The limitations of mapping a 4 dimensional reality onto a 2 dimensional picture are clear. Can we do better ? Luckily computers are not restricted to 2 dimensions and can model realities of any number of dimensions. Creating a 3-D extension of our map may be quite easy and would take the form of a sphere. Here the radius would be the valuation axis, from Level 0 at the centre (empty!) out to Level 5 at the surface. In this model the Longitudes and Latitudes would correspond directly to the UIA matrix, and this would perhaps be better overall. Computers can quite easily compute sections or slices through such a whole (a projection from several dimensions onto 2, called a 'Poincaré section' in dynamical theory) so we could dynamically access many different views. Yet this model still largely ignores time, that 4th dimension of evolution or growth. Maybe we could add this too to our computer model, reflecting better the true nature of our dynamical behaviours - a model that bears quite a resemblance to a 3D plasma controlled and shaped by 'social fields'. After all, it is the difference between today and tomorrow which is central to all human action, between what is 'permissible' or is not, whether we can 'escape' our containment ? An interesting analogy here is to 'real-time' brain scans, these colourful 2D maps of thought may correspond to slices through our 'contour in 3D' - giving the 2D dynamics of our personal 'intrinsic valuation'. Is the brain built in the same centre-out mode that we described - from reptilian (Level 0/1/2), via limbic (L3), to neocortical (L4/5) ? An interesting possibility.
Yet there remains the possibility that we need yet another dimension. As in 2-dimensional "Flatland" we cannot get from point A to point C without going through point B - it is in the way. But in three dimensions we can jump from A to C (via our 'wormhole' in good Star Trek or Babylon 5 fashion). Do we then need a 5th dimension for our model - after all we have arguments between 'scientists' and 'religious fundamentalists' which bypass all the humanity in the centre (and, one is tempted to say, between their ears also...) ! If we can link any part of the model to any other part, then once again we have a fractal structure evident, detail on all potential scales. To even begin to see in this manner, to understand this 'whole' we need to take a step back and engage a metaview, even if the validity of such 'metanarratives' is rubbished by those of a postmodern persuasion. As we have discovered however, both absolutism and relativism are simply the ends of a continuum, and to treat either as 'true' and the other as 'false' is simply to make a Level 1 disvaluation of a Level 4 totality, and despite all our differences humans do all have their 'humanity' in common - that isn't relative.

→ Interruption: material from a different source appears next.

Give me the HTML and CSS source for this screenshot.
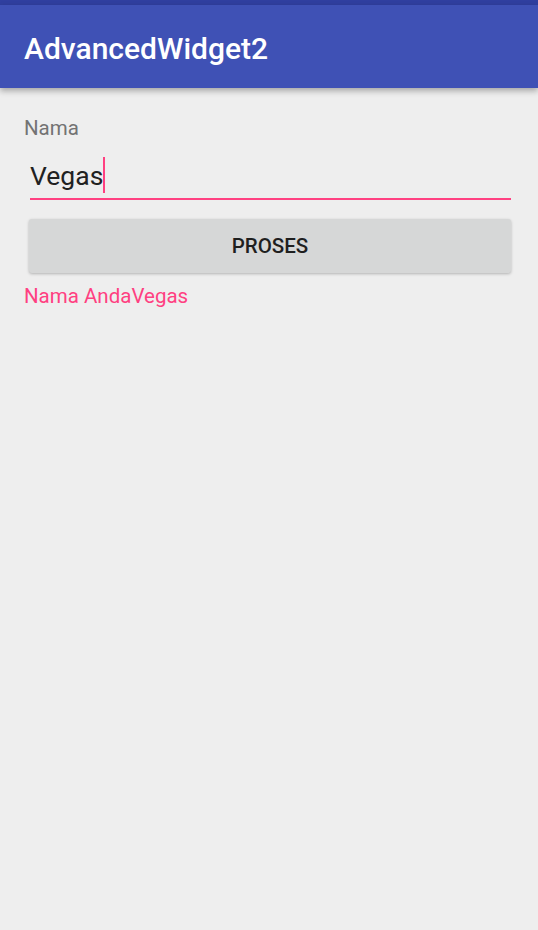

Questioning the basis of our behaviours is crucial if we wish to improve them. And if we do not wish to improve, as seems evident in so much of our society, then we must question why we have such static (and so often destructive) beliefs. The answer seems to relate to the way we value, and in this essay we have looked at the scope for expanding our horizons, and valuing in much more 'objective' and relevant ways. Here we deny, totally, that idea that science has 'no values' and recognise simply that those people promoting such views are self-delusional, and choose to exist only at valuation level 0. They need to grow, but so do we all, few of our institutions get beyond level 1 or 2, almost none exceed level 3 - that 'self-obsessed' modern delusion of 'disconnectedness'. Level 4 in both of its modes needs to connect also with Level 5, which usually exists in that divorced alter-ego associated with art and (far too often) 'academia', whether 'scientific' or not, a view which so often totally ignores the wider effects of its actions, even imagining (incredibly) that they have no effects because they are (supposedly, but so mistakenly) 'objective' ! A true understanding of Level 5 may relate to the Zen approach, where the whole contains all the parts, whilst remaining free of attachment to any of them, thus all our transformational possibilities remain open ('absolute limitlessness'), yet all of actuality still remains real - and this is what our 'matrix' picture could be said to depict.